In contrast, Eldredge and Gould argued that gaps in the record were not artifacts but resulted from a positive, biological signal. "If new species arise in very rapidly in small, peripherally isolated populations, then the great expectation of insensibly graded fossil sequences is a chimaera". In other words, the appearance of a species, without a complete series of intermediate forms linking it to a close relative, comprises positive evidence for the occurrence of a particular model of speciation: allopatry. When a paleontologist confronted with such a pattern infers geological gaps, rather than a model of biological speciation, s/he misses the forest due to the empty spaces between the trees.

Much has happened since 1972, including a general appreciation that while macroevolutionary thinking has benefitted evolutionary research, "punctuated equilibrium" did not fundamentally depart from the evolutionary mechanisms already appreciated by most 20th century biologists (see summaries by Leroi and Futuyma).
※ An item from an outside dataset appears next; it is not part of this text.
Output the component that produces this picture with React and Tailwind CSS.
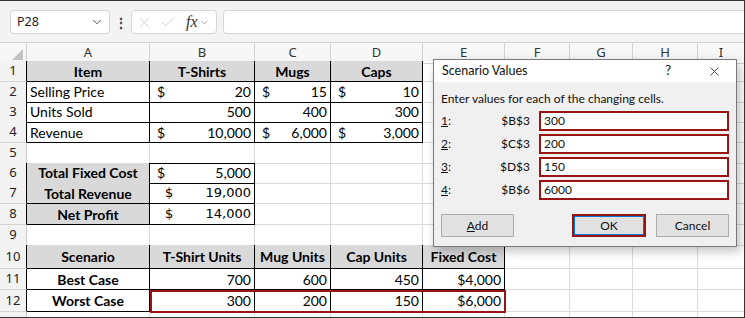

The critical point to remember---whether one is countering claims that SJ Gould "didn't believe in evolution" or distilling the subtleties of group selection to undergrads---is that microevolution is at the core of Eldredge and Gould's idea. Gould liked hyperbole and flamboyant writing, but even he underscored the conventional, Darwinian basis of punctuated equilibrium many times, for example in 1985 (p. 3), 1987 (pp. 2-3), 1993 (p. 223), and 2002 (p. 986).

Whether you're a creationist or science writer, if you think that macroevolution really does exceed mechanisms such as inheritance, development, mutation, constraint, drift, and selection, then the burden is on your shoulders to better articulate just what it is you're talking about. Perhaps more importantly, to present "design" as an alternative to evolution by natural selection is to restate the problem without answering it, much like claiming that "Rolex" answers the question "how does this watch work"? It doesn't. Even when we disagree on aspects of macroevolutionary theory, mainstream evolutionary biologists generally realize this. Our task is to try and understand the mechanisms by which "from so simple a beginning endless forms most beautiful and most wonderful have been, and are being, evolved."